2013 Nissan Altima First Drive
We head to the land of Jack Daniels to sample the next Altima.No Comments
We found the Altima to be a pleasant driving companion on our charge across central Tennessee, with a bit of sporting flair.
Introducing the 2013 Nissan Altima
Twenty years ago, the world was introduced to Wayne's World on the big screen, Bill Clinton was elected president, and the Nissan Altima debuted.
OK, in the pantheon of world events, the birth of the Altima probably flew under the radar. But for Nissan, the car's a big deal, since it's the company's mid-size entrant. And for its 20th birthday, it got a full redesign.

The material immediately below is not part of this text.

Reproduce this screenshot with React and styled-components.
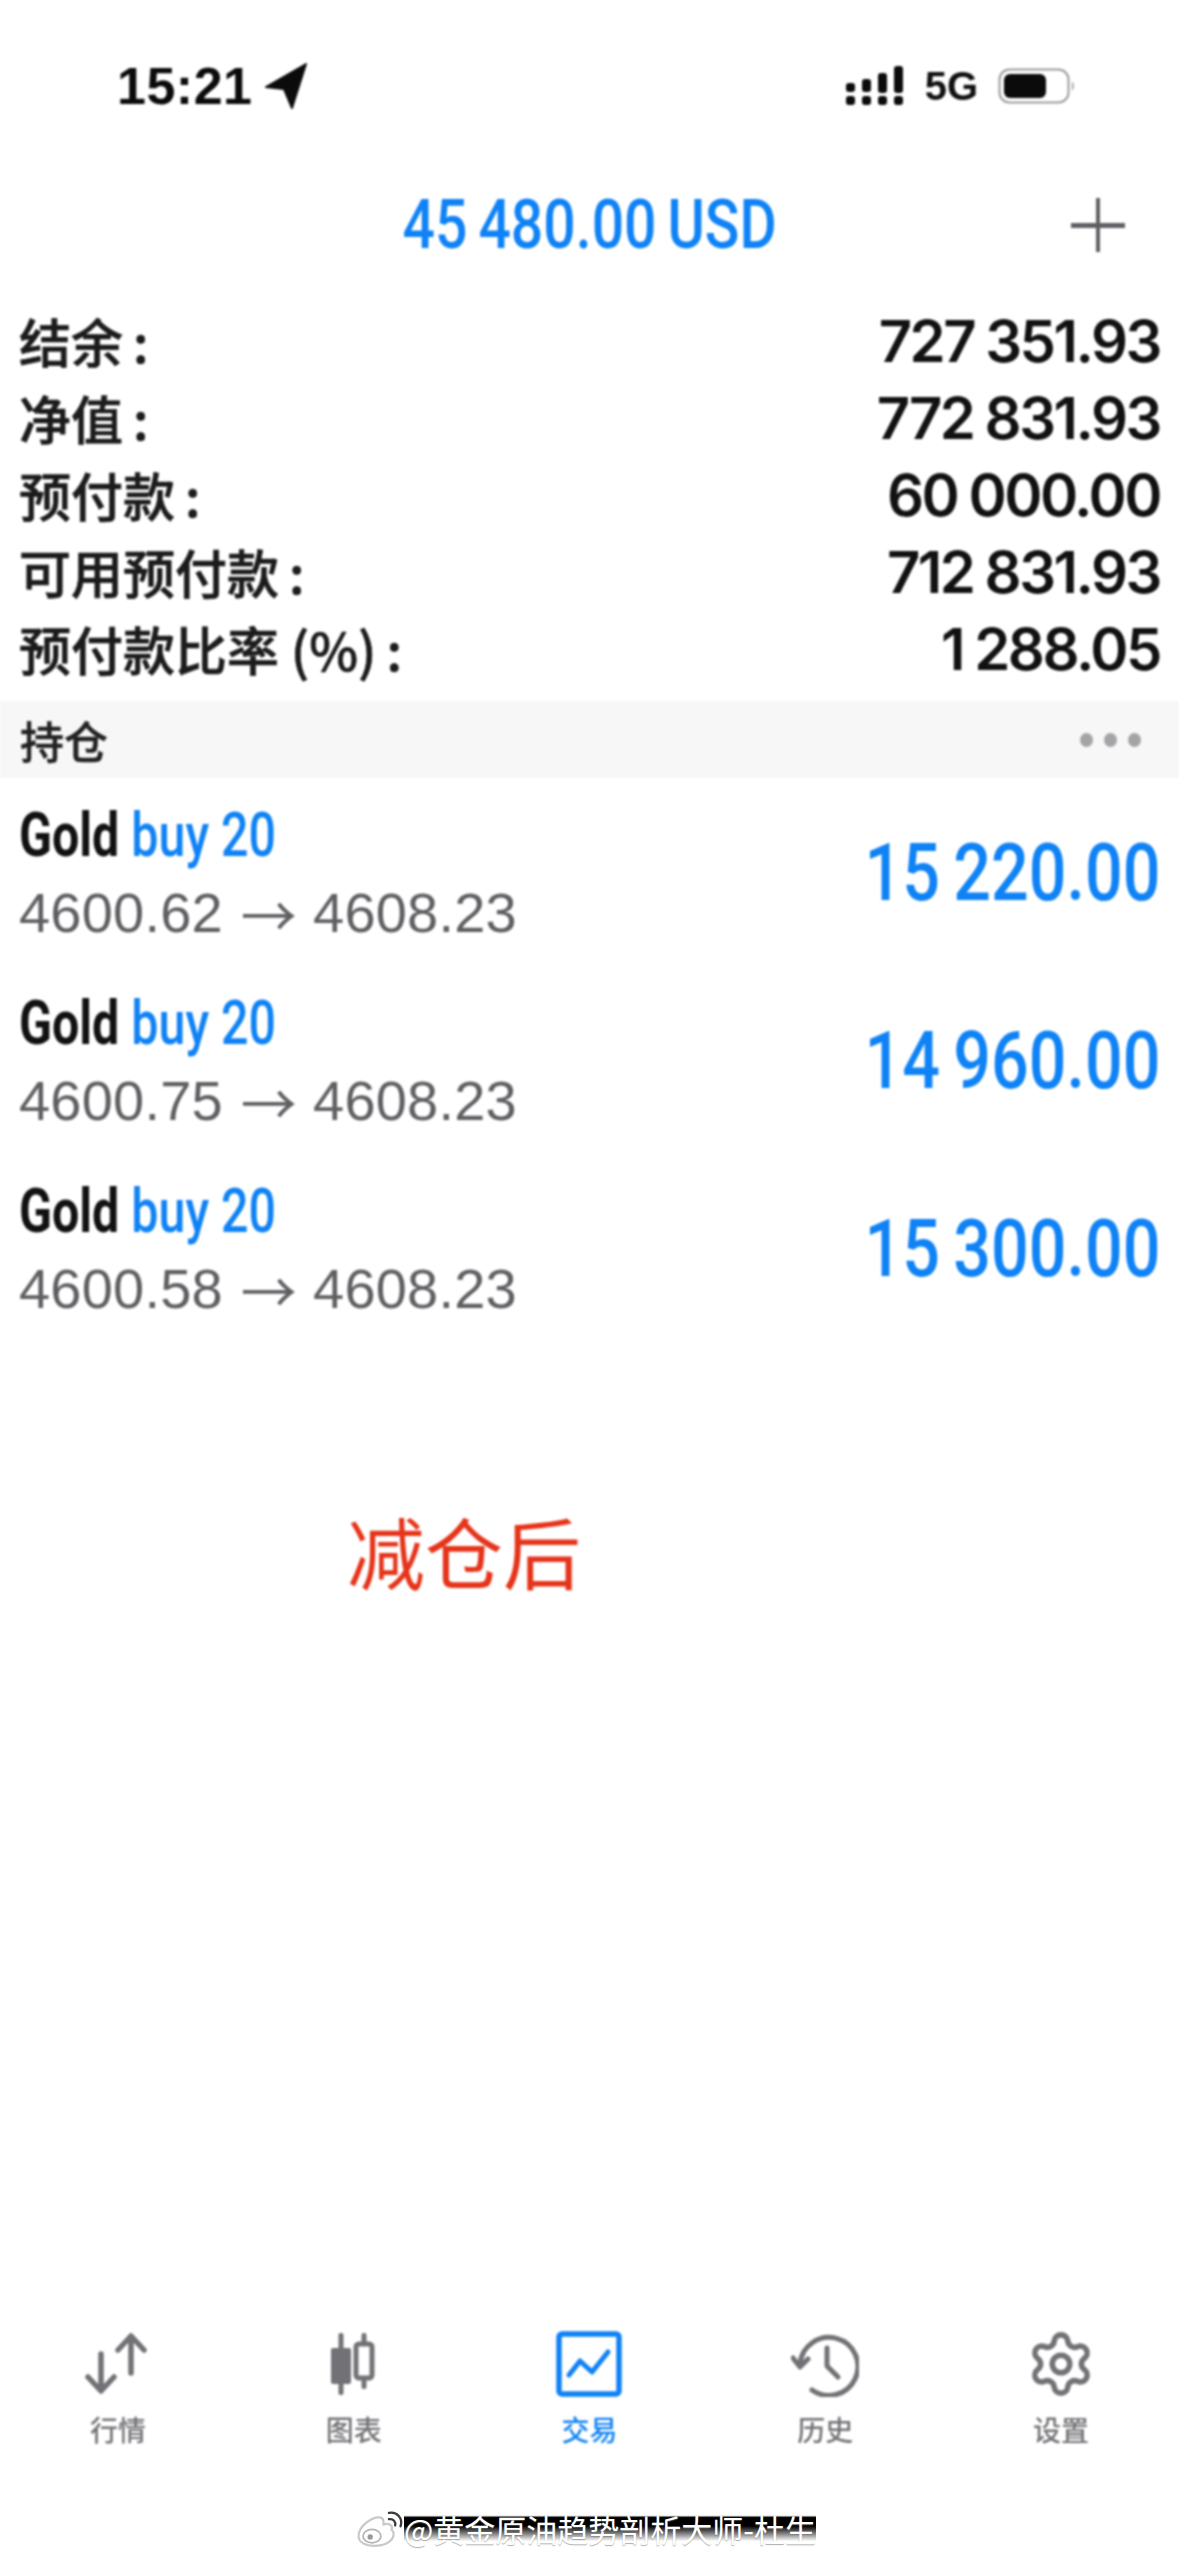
import React from 'react';
import styled, { createGlobalStyle } from 'styled-components';
import { Settings } from 'lucide-react';

const BLUE = '#0f82f5';
const GRAY = '#5f5f63';
const CJK = '"Noto Sans CJK SC", "Liberation Sans", sans-serif';

const GlobalStyle = createGlobalStyle`
  html, body { margin: 0; padding: 0; background: #fff; }
  * { box-sizing: border-box; }
`;

const Page = styled.div`
  width: 1179px;
  height: 2556px;
  overflow: hidden;
  display: flex;
  flex-direction: column;
  background: #fff;
  font-family: 'Liberation Sans', Arial, sans-serif;
`;

const Soft = styled.div`
  display: flex;
  flex-direction: column;
  flex: 1;
  filter: blur(0.9px);
`;

const StatusBar = styled.div`
  height: 172px;
  padding: 0 103px 0 117px;
  display: flex;
  align-items: center;
  justify-content: space-between;
`;

const StatusGroup = styled.div`
  display: flex;
  align-items: center;
  gap: ${(p) => p.$gap || 12}px;
`;

const Time = styled.span`
  font-size: 52px;
  font-weight: 700;
  color: #0b0b0b;
  letter-spacing: 0.5px;
`;

const Net = styled.span`
  font-size: 40px;
  font-weight: 700;
  color: #111;
`;

const Header = styled.div`
  height: 106px;
  position: relative;
  display: flex;
  align-items: center;
  justify-content: center;
`;

const Narrow = styled.span`
  display: inline-block;
  font-family: Roboto, 'Liberation Sans', sans-serif;
  font-weight: ${(p) => p.$weight || 500};
  font-size: ${(p) => p.$size}px;
  color: ${(p) => p.$color || '#111'};
  white-space: nowrap;
  word-spacing: ${(p) => p.$wordGap || 0}px;
  transform: scaleX(${(p) => p.$sx});
  transform-origin: ${(p) => p.$origin || 'center'};
`;

const PlusBtn = styled.div`
  position: absolute;
  right: 54px;
  top: 26px;
  width: 54px;
  height: 54px;
  &::before, &::after {
    content: '';
    position: absolute;
    background: ${GRAY};
  }
  &::before { left: 0; right: 0; top: 25px; height: 5px; }
  &::after { top: 0; bottom: 0; left: 25px; width: 4px; }
`;

const Stats = styled.div`
  padding: 24px 19px 14px 19px;
  display: flex;
  flex-direction: column;
`;

const StatRow = styled.div`
  height: 77px;
  display: flex;
  align-items: center;
  justify-content: space-between;
`;

const StatLabel = styled.span`
  font-family: ${CJK};
  font-size: 52px;
  font-weight: 500;
  color: #1b1b1b;
  white-space: pre;
  -webkit-text-stroke: 0.7px #1b1b1b;
`;

const Colon = styled.span`
  margin-left: 10px;
`;

const StatValue = styled.span`
  font-family: Inter, Roboto, sans-serif;
  font-size: 58px;
  font-weight: 600;
  color: #111;
  letter-spacing: -2.5px;
  word-spacing: -1px;
`;

const SectionBar = styled.div`
  height: 77px;
  padding: 0 38px 0 20px;
  background: #f7f7f7;
  display: flex;
  align-items: center;
  justify-content: space-between;
`;

const SectionTitle = styled.span`
  font-family: ${CJK};
  font-size: 44px;
  font-weight: 500;
  color: #222;
  -webkit-text-stroke: 0.5px #222;
`;

const Dots = styled.div`
  display: flex;
  gap: 11px;
  span {
    width: 13px;
    height: 14px;
    border-radius: 50%;
    background: #a4a4a8;
  }
`;

const Positions = styled.div`
  padding-top: 1px;
  display: flex;
  flex-direction: column;
`;

const PositionRow = styled.div`
  height: 188px;
  padding: 0 19px 0 19px;
  display: flex;
  align-items: center;
  justify-content: space-between;
`;

const PositionInfo = styled.div`
  display: flex;
  flex-direction: column;
  gap: 6px;
`;

const Buy = styled.span`
  color: ${BLUE};
  font-weight: 500;
`;

const Prices = styled.div`
  font-size: 56px;
  line-height: 72px;
  color: ${GRAY};
  letter-spacing: 0.2px;
  display: flex;
  align-items: center;
`;

const PriceArrow = styled.span`
  font-family: ${CJK};
  font-size: 56px;
  line-height: 72px;
  margin: 0 16px 0 18px;
`;

const Note = styled.div`
  margin: 151px 0 0 347px;
  font-family: ${CJK};
  font-size: 78px;
  line-height: 112px;
  color: #e5341a;
`;

const TabBar = styled.div`
  margin-top: auto;
  padding-bottom: 107px;
  display: grid;
  grid-template-columns: repeat(5, 1fr);
`;

const Tab = styled.div`
  display: flex;
  flex-direction: column;
  align-items: center;
  gap: 12px;
  color: ${(p) => (p.$active ? BLUE : '#727276')};
`;

const TabIcon = styled.div`
  width: 72px;
  height: 66px;
  display: flex;
  align-items: center;
  justify-content: center;
`;

const TabLabel = styled.span`
  font-family: ${CJK};
  font-size: 28px;
  line-height: 40px;
  font-weight: 500;
`;

const Watermark = styled.div`
  position: absolute;
  left: 355px;
  top: 2502px;
  height: 54px;
  display: flex;
  align-items: center;
`;

const WatermarkText = styled.span`
  margin-left: -1px;
  font-family: ${CJK};
  font-size: 31px;
  line-height: 38px;
  color: #fff;
  white-space: nowrap;
  background: linear-gradient(rgba(0, 0, 0, 0) 14%, #000 20%, #000 42%, rgba(0, 0, 0, 0) 82%);
  text-shadow: 0 1px 1px rgba(120, 120, 120, 0.6);
`;

const LocationArrow = () => (
  <svg width="42" height="46" viewBox="0 0 42 46">
    <path d="M41 1 L27 45 L19 26 L1 24 Z" fill="#0b0b0b" stroke="#0b0b0b" strokeWidth="2" strokeLinejoin="round" />
  </svg>
);

const SignalDots = () => (
  <svg width="60" height="42" viewBox="0 0 60 42" fill="#0b0b0b">
    <rect x="1" y="18" width="9" height="9" rx="3" />
    <rect x="1" y="31" width="9" height="9" rx="3" />
    <rect x="17" y="14" width="9" height="13" rx="3" />
    <rect x="17" y="31" width="9" height="9" rx="3" />
    <rect x="33" y="8" width="9" height="20" rx="3" />
    <rect x="33" y="31" width="9" height="9" rx="3" />
    <rect x="49" y="1" width="9" height="27" rx="3" />
    <rect x="49" y="31" width="9" height="9" rx="3" />
  </svg>
);

const Battery = () => (
  <svg width="78" height="36" viewBox="0 0 78 36">
    <rect x="1.5" y="1.5" width="69" height="33" rx="10" fill="none" stroke="#9a9a9a" strokeWidth="2" />
    <rect x="6" y="6" width="42" height="24" rx="6" fill="#0b0b0b" />
    <path d="M74 13 q3.5 5 0 10 Z" fill="#9a9a9a" />
  </svg>
);

const MarketIcon = () => (
  <svg width="68" height="62" viewBox="0 0 68 62" fill="none" stroke="currentColor" strokeWidth="5.5" strokeLinecap="round" strokeLinejoin="round">
    <path d="M17 21 V57 M4 44 L17 58 L30 44" />
    <path d="M47 40 V4 M34 17 L47 3 L60 17" />
  </svg>
);

const ChartIcon = () => (
  <svg width="50" height="64" viewBox="0 0 50 64" fill="currentColor">
    <rect x="9.5" y="1" width="5" height="62" rx="2" />
    <rect x="2" y="16" width="20" height="36" rx="2" />
    <rect x="32.5" y="1" width="5" height="56" rx="2" />
    <rect x="27" y="12" width="16" height="34" rx="3" fill="#fff" stroke="currentColor" strokeWidth="5" />
  </svg>
);

const TradeIcon = () => (
  <svg width="66" height="66" viewBox="0 0 66 66" fill="none" stroke="currentColor" strokeLinecap="round" strokeLinejoin="round">
    <rect x="3" y="3" width="60" height="60" rx="3" strokeWidth="5.5" />
    <path d="M13 44 L24 30 L36 41 L52 21" strokeWidth="5" />
  </svg>
);

const HistoryIcon = () => (
  <svg width="68" height="66" viewBox="0 0 68 66" fill="none" stroke="currentColor" strokeWidth="5" strokeLinecap="round" strokeLinejoin="round">
    <path d="M9 33 A29 29 0 1 1 21 59" />
    <path d="M2 27 L9 36 L17 28" />
    <path d="M36 17 V35 L47 46" />
  </svg>
);

const WeiboLogo = () => (
  <svg width="50" height="40" viewBox="0 0 56 44" fill="none">
    <path d="M4 30 C4 18 20 8 28 9 C33 10 32 15 32 17 C38 15 43 18 41 23 C46 26 44 40 22 41 C12 41 4 37 4 30 Z" fill="#fff" stroke="#c9c9c9" strokeWidth="2.5" />
    <ellipse cx="19" cy="30" rx="10" ry="7.5" fill="#fff" stroke="#b5b5b5" strokeWidth="2" />
    <circle cx="17" cy="31" r="3" fill="#9a9a9a" />
    <path d="M38 11 C43 10 46 14 45 18 M38 4 C47 2 54 10 51 19" stroke="#3a3a3a" strokeWidth="2.5" strokeLinecap="round" />
  </svg>
);

const stats = [
  ['结余', '727 351.93'],
  ['净值', '772 831.93'],
  ['预付款', '60 000.00'],
  ['可用预付款', '712 831.93'],
  ['预付款比率 (%)', '1 288.05'],
];

const positions = [
  { open: '4600.62', close: '4608.23', profit: '15 220.00' },
  { open: '4600.75', close: '4608.23', profit: '14 960.00' },
  { open: '4600.58', close: '4608.23', profit: '15 300.00' },
];

const tabs = [
  { label: '行情', icon: <MarketIcon /> },
  { label: '图表', icon: <ChartIcon /> },
  { label: '交易', icon: <TradeIcon />, active: true },
  { label: '历史', icon: <HistoryIcon /> },
  { label: '设置', icon: <Settings size={70} strokeWidth={1.9} /> },
];

const App = () => (
  <>
    <GlobalStyle />
    <Page>
      <Soft>
        <StatusBar>
          <StatusGroup>
            <Time>15:21</Time>
            <LocationArrow />
          </StatusGroup>
          <StatusGroup $gap={20}>
            <SignalDots />
            <Net>5G</Net>
            <Battery />
          </StatusGroup>
        </StatusBar>

        <Header>
          <Narrow $size={68} $sx={0.84} $wordGap={-4} $color={BLUE}>45 480.00 USD</Narrow>
          <PlusBtn />
        </Header>

        <Stats>
          {stats.map(([label, value]) => (
            <StatRow key={label}>
              <StatLabel>{label}<Colon>:</Colon></StatLabel>
              <StatValue>{value}</StatValue>
            </StatRow>
          ))}
        </Stats>

        <SectionBar>
          <SectionTitle>持仓</SectionTitle>
          <Dots><span /><span /><span /></Dots>
        </SectionBar>

        <Positions>
          {positions.map((p) => (
            <PositionRow key={p.open}>
              <PositionInfo>
                <Narrow $size={62} $sx={0.78} $weight={700} $origin="left">
                  Gold <Buy>buy 20</Buy>
                </Narrow>
                <Prices>{p.open}<PriceArrow>→</PriceArrow>{p.close}</Prices>
              </PositionInfo>
              <Narrow $size={80} $sx={0.83} $wordGap={-4} $origin="right" $color={BLUE}>{p.profit}</Narrow>
            </PositionRow>
          ))}
        </Positions>

        <Note>减仓后</Note>

        <TabBar>
          {tabs.map((t) => (
            <Tab key={t.label} $active={t.active}>
              <TabIcon>{t.icon}</TabIcon>
              <TabLabel>{t.label}</TabLabel>
            </Tab>
          ))}
        </TabBar>
      </Soft>

      <Watermark>
        <WeiboLogo />
        <WatermarkText>@黄金原油趋势剖析大师-杜生</WatermarkText>
      </Watermark>
    </Page>
  </>
);

export default App;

First unveiled at the 2012 New York International Auto Show, the 2013 Altima will likely retain its title as the best seller in Nissan's lineup. For 2013, the company promises better fuel economy--up to 38 mpg--and more attractive interior and exterior styling.
We'll be the judge of that. First, some basics.
Given that the mid-size segment has become focused on fuel economy, Nissan is touting its available 38 mpg highway number, which is no surprise, since that puts it above the 35 mpg promised by non-hybrid versions of the Hyundai Sonata, as just one example.
One note: the Altima coupe carries over unchanged for now, and Nissan is tight-lipped about any future hybrid plans.
Blind-spot warning and moving-object detection systems are also available, as is a remote start and a navigation system. Other available features include: heated outside mirrors, a moonroof, cruise control, satellite radio, iPod connectivity, and heated seats.
For 2.5-liter cars, there are three available trims (base, S, and SV) and three major option packages: a Convenience Package (leather seats, premium audio, etc.), a Navigation Package (navigation, heated steering wheel, moonroof, etc.), and a Technology Package (navigation, blind-spot warning, lane-departure warning, moving-object detection). A base S will set you back $21,500, while a SL starts at $28,050.
Cars with the 3.5 V-6 are divided into S, SL, SV, and SL trims, with a S starting at $25,360 and a 3.5 SL starting at $30,080. There's only two major packages--Navigation ($590, includes navigation, heated steering wheel, Xenon headlights and more) and Technology ($1,090, includes navigation, blind-spot warning, lane-departure warning, and more). Smaller options can be added a la carte.
We drove two cars: a 2.5 SL with splash guards ($145), rear spoiler ($395) and floor mats ($130), and a 3.5 SL with the Technology Package ($1,090) and the same options as the other car. Both cars had a $780 destination charge.
The CVT is an interesting piece of machinery--it's fairly seamless at lower RPMs, but the endless climb to redline is a bit unnerving if you aren't used to driving a CVT. The behavior is standard-issue for CVTs and only comes into play when the car is pushed, so most folks probably won't be too bothered by it.
Ride strikes a nice balance between firm and comfortable, and the car feels composed at all times. It's quiet, too.
The V-6 adds a lot more punch, although we suspect most buyers will find the more fuel-efficient four-banger to be more than adequate for almost all driving needs. Ride and handling stay about the same as with the four, but there's a lot more gusto from under the hood. This is the enthusiast's choice, if not the most practical one.
Perhaps our biggest on-road annoyance was a slightly oversensitive lane-departure warning system that beeped at the slightest hint of provocation. We know it's better to be safe than sorry, but we also know it's not good to cry wolf.
The trunk is sizeable but the opening is a bit small. We were also shocked to see a $30K+ car using a prop rod under the hood.
Yet, it's not as engaging as a few of its competitors, and the CVT will baffle some. Then again, those may not be big obstacles for Nissan to overcome, since according to the company, the car was the second-best seller in the U.S. in 2011. And there's no doubt that this Altima is one well-rounded machine. It scores points in nearly every category.
We're curious to see how the Altima stacks up against Ford's upcoming Fusion, which we have yet to drive. For now, though, the Altima remains firmly near the top of the class. It doesn't have one standout attribute like the Sonata's styling or the Accord's ability to engage the driver, but in this class, being a jack of all trades is probably better than being the master of one.